If the rendering thread runs within WDM then, How all of these works on XP where there is no WDM whatsoever?
Atte:
Raptor
Can it mark itself dirty so the next rendering pass requests a re-render, or does it just render whenever a change occurs?
The latter seems unrealistic, as that'd either mean rendering in your working thread, or having some way of calling into the render thread, both of which seem inefficient to me.
Theres a rendering thread per process, as well as in the WDM.
The WDM merely sees the windows as tree branches and requests a render from it (thats the point where it transfer into the process itself), which it then renders.
For non-avalon apps, theres a single tree entry - the GDI+ surface the window draws on.
For XP I suppose it just exposes a surface in the same way GDI+ does it, rather than a tree branch.
That was what I gathered anyway. Anybody care to conform this?
1) Interesting to find out console updates are bitmaps (Is that right?). So every time you ouput to the console, GDI generates a new bitmap and invalidates the client area?
2) Would it be possible to use the same type of thing for console updates? So only the "delta" changes are sent back over the wire to the client console? Could that also be used to more easily produce "old school" console "block" UI like DOS Norton Commander, List, etc.? That would be sweet to be able to open just a remote console to a server and be able to run any console program such as Edit (et al) and have it look right at the client (i.e. light-weight terminal server session).
3) Will this eventually replace the terminal server RDP protocol to just use the native WPF diff protocol over a remoting boundary?
TIA
Please, rename the title.
It took me a long time to realize that WPF stands for "Windows Presentation Foundation".
Think about those who are not acronym savvy.
Great video.
C
Hmm... A brand-spankin'-new user claiming to be annoying this fast. Makes me wish I'd seen the posts that got deleted / edited. D'oh!
"Windows Presentation Foundation (WPF) Architecture" is the title.N/A
A great video though a lot of what was said was familiar from the blogs already, for some more detail one can see the USPTO pub 20050140694, however I've yet to find what patents cover the video play^h^h^hrotection.
Well you don't have to handle invalidates so you would only need to render when your client area actually changes.
He goes over what gets passed to the render thread in the video, and mentions that when the UI thread and render thread are in the same process shared memory is the mechanism these threads use for communication.
I do think this type of app is kinda' cool, but you don't need to wait for WPF; use sockets and a telnet client.
WPF applications each have their own render thread, and they render into a DirectX Surface.
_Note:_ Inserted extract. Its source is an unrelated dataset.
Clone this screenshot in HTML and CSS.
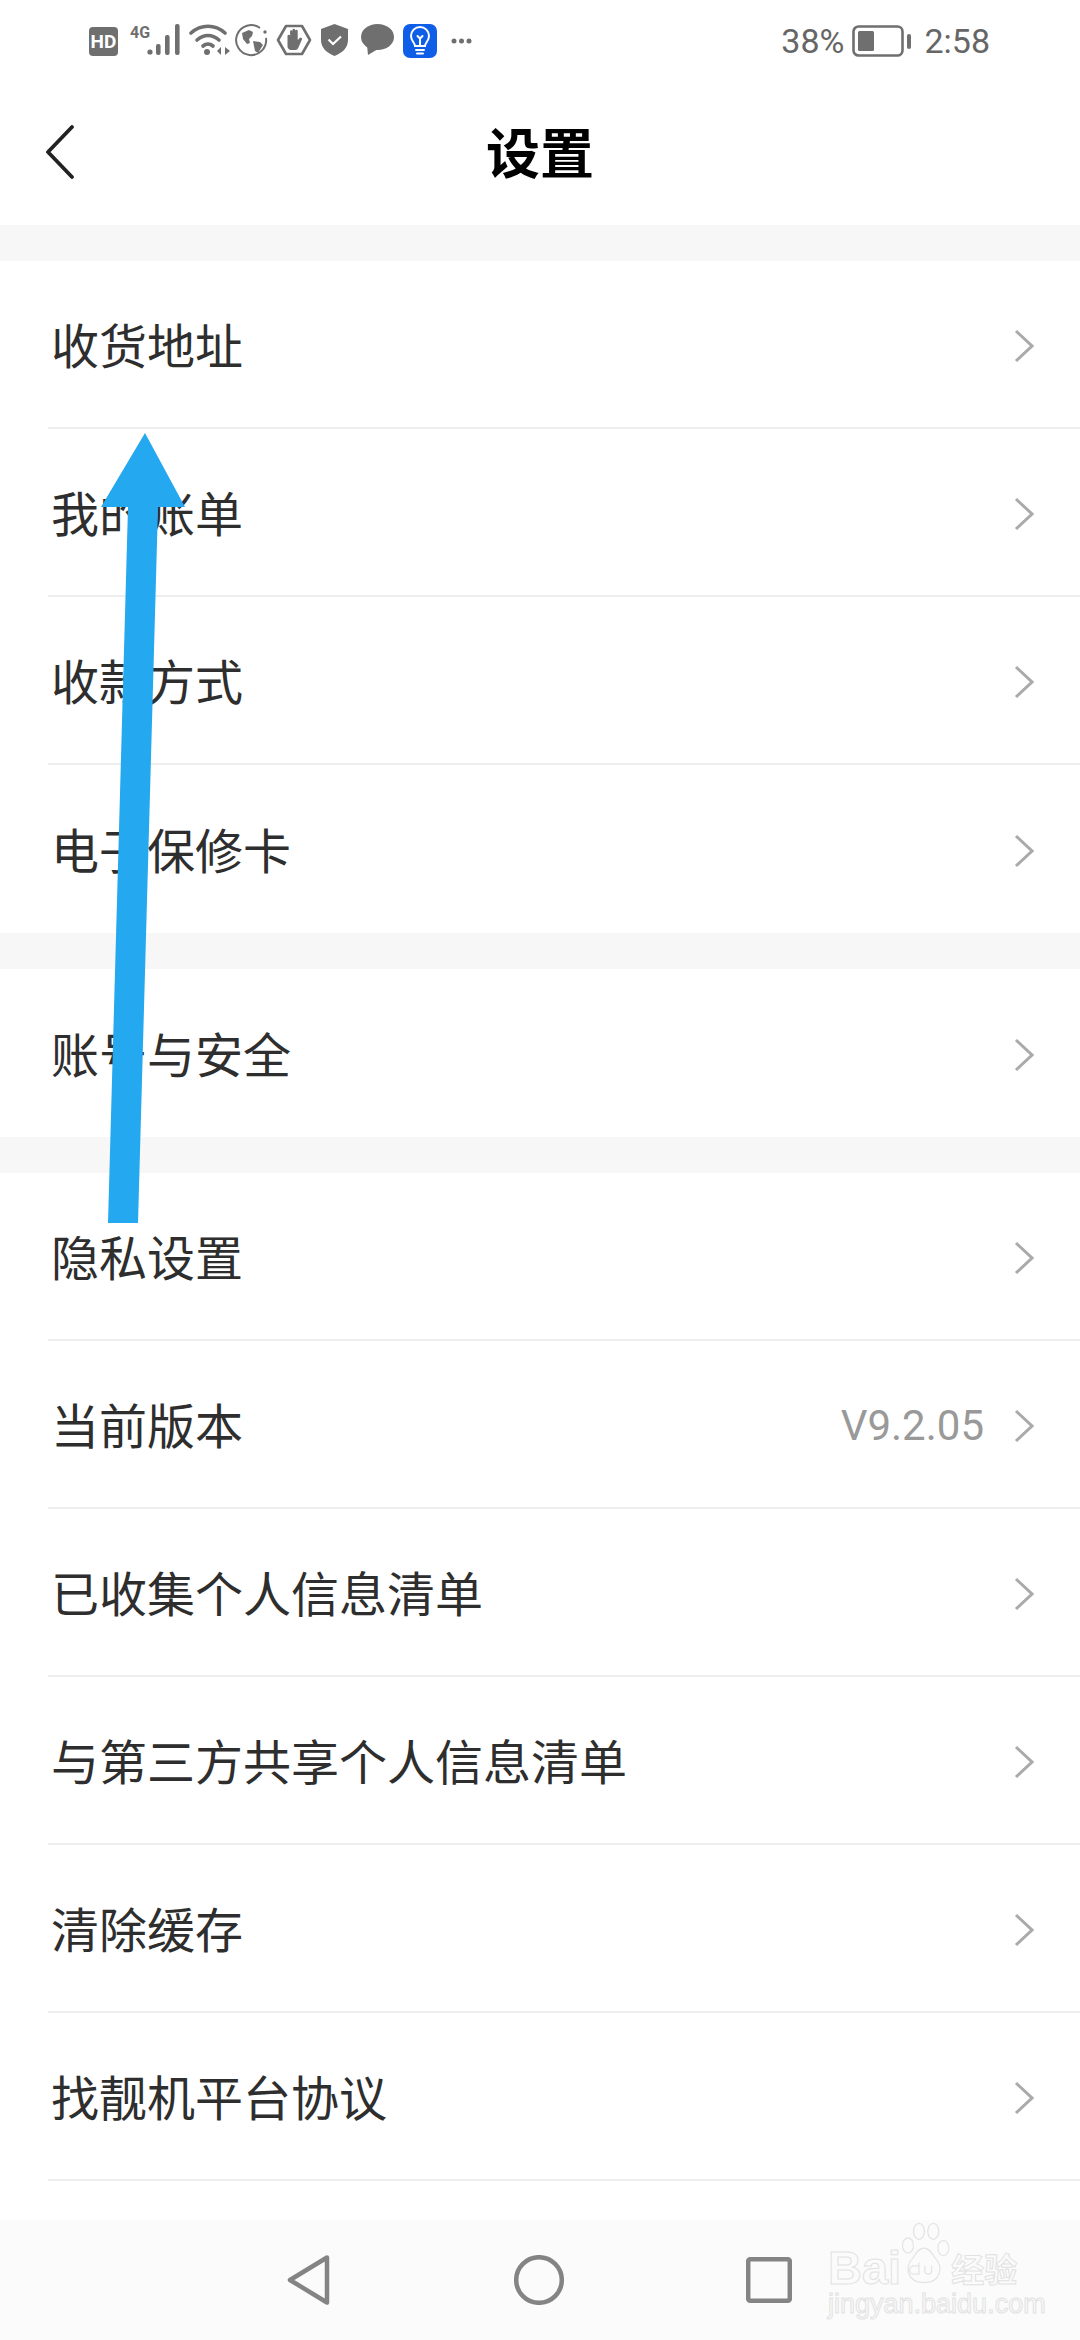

This is true on XP and on Windows Vista.
On XP, the WPF apps display is just like any other DirectX applications display. Just right to the desktop.
The Desktop Window Manager (DWM) basically is its own WPF application, and thus has a surface it renders to. However, it gathers shared surfaces that GDI and DirectX applications themselves render to, and composites those as bitmaps to form the desktop. (BTW, it's GDI surfaces, not GDI+ surfaces.)
BTW, I talk a fair bit about this general window redirection mechanism for the DWM in this blog posting.
Greg
Great video! Let us see more on WPF and WCF!!